Step A. Hydrolysis of acetic anhydride. A by-product stream containing about 80 wt. % of acetic acid, acetic anhydride (about 13 wt. %), α-pinene, limonene, acetate esters, and other impurities, is combined with enough water (12.3 mL) to hydrolyze the acetic anhydride. Triflic acid (1.36 g) is added, and the mixture is heated with stirring to 110° C. and kept at this temperature for 30 min. GC of the resulting dark brown mixture indicates the absence of acetic anhydride, about 90 wt. % of acetic acid, and the balance of a complex mixture of organic compounds.
Step B. Synthesis of TCDA. DCPD (1048 g, 86% pure) is added dropwise at 110-120° C. to the mixture obtained in Step A over 5.7 hrs. The reaction mixture is stirred for an additional 2.5 h at 120° C. and is then cooled to 40° C. Brine (98 g, d420 1.20), water (49 g), and 50% aqueous NaOH (61 g) are added at 50° C. and the mixture stirs for 30 min. The layers are separated and the organic phase is washed with brine (2×125 g). Crude material (1423 g) is distilled at 1 torr to provide commercial grade TCDA (925 g, 69% based on DCPD).
Example 3 demonstrates that fragrance-quality TCDA can be made from crude, recycled acetic acid and technical grade DCPD.

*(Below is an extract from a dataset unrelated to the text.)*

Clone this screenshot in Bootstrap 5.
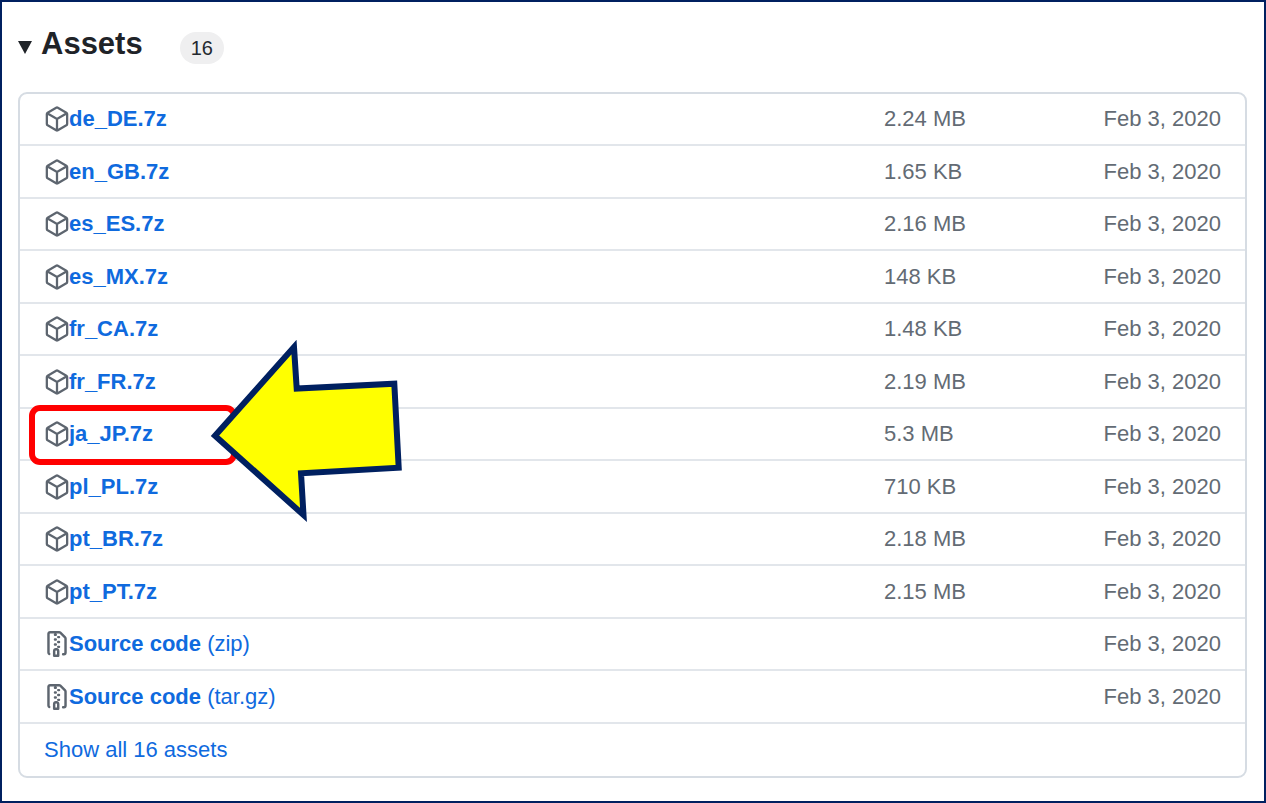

A mixture of DCPD (1048 g, 87-88%), triflic acid (1.19 g), and glacial acetic acid (420 g) is heated with stirring to 130° C. over 55 min. The mixture is kept at 130-135° C. for an additional 2.4 h, then cooled to 40° C. Brine (104 g, d420 1.20), water (52 g), and 50% aqueous NaOH (66 g) are added at 50° C., and the mixture stirs for 30 min. The phases are separated, and the organic layer is washed with brine (2×125 g). Crude material (1284 g) is distilled at 1 torr to provide commercial grade TCDA (690 g, 51% based on DCPD).
Examples 1 and 4 show that the yield of commercially acceptable TCDA is enhanced by gradual addition of DCPD to a mixture of acetic acid and triflic acid.
The examples are meant only as illustrations. The following claims define the invention.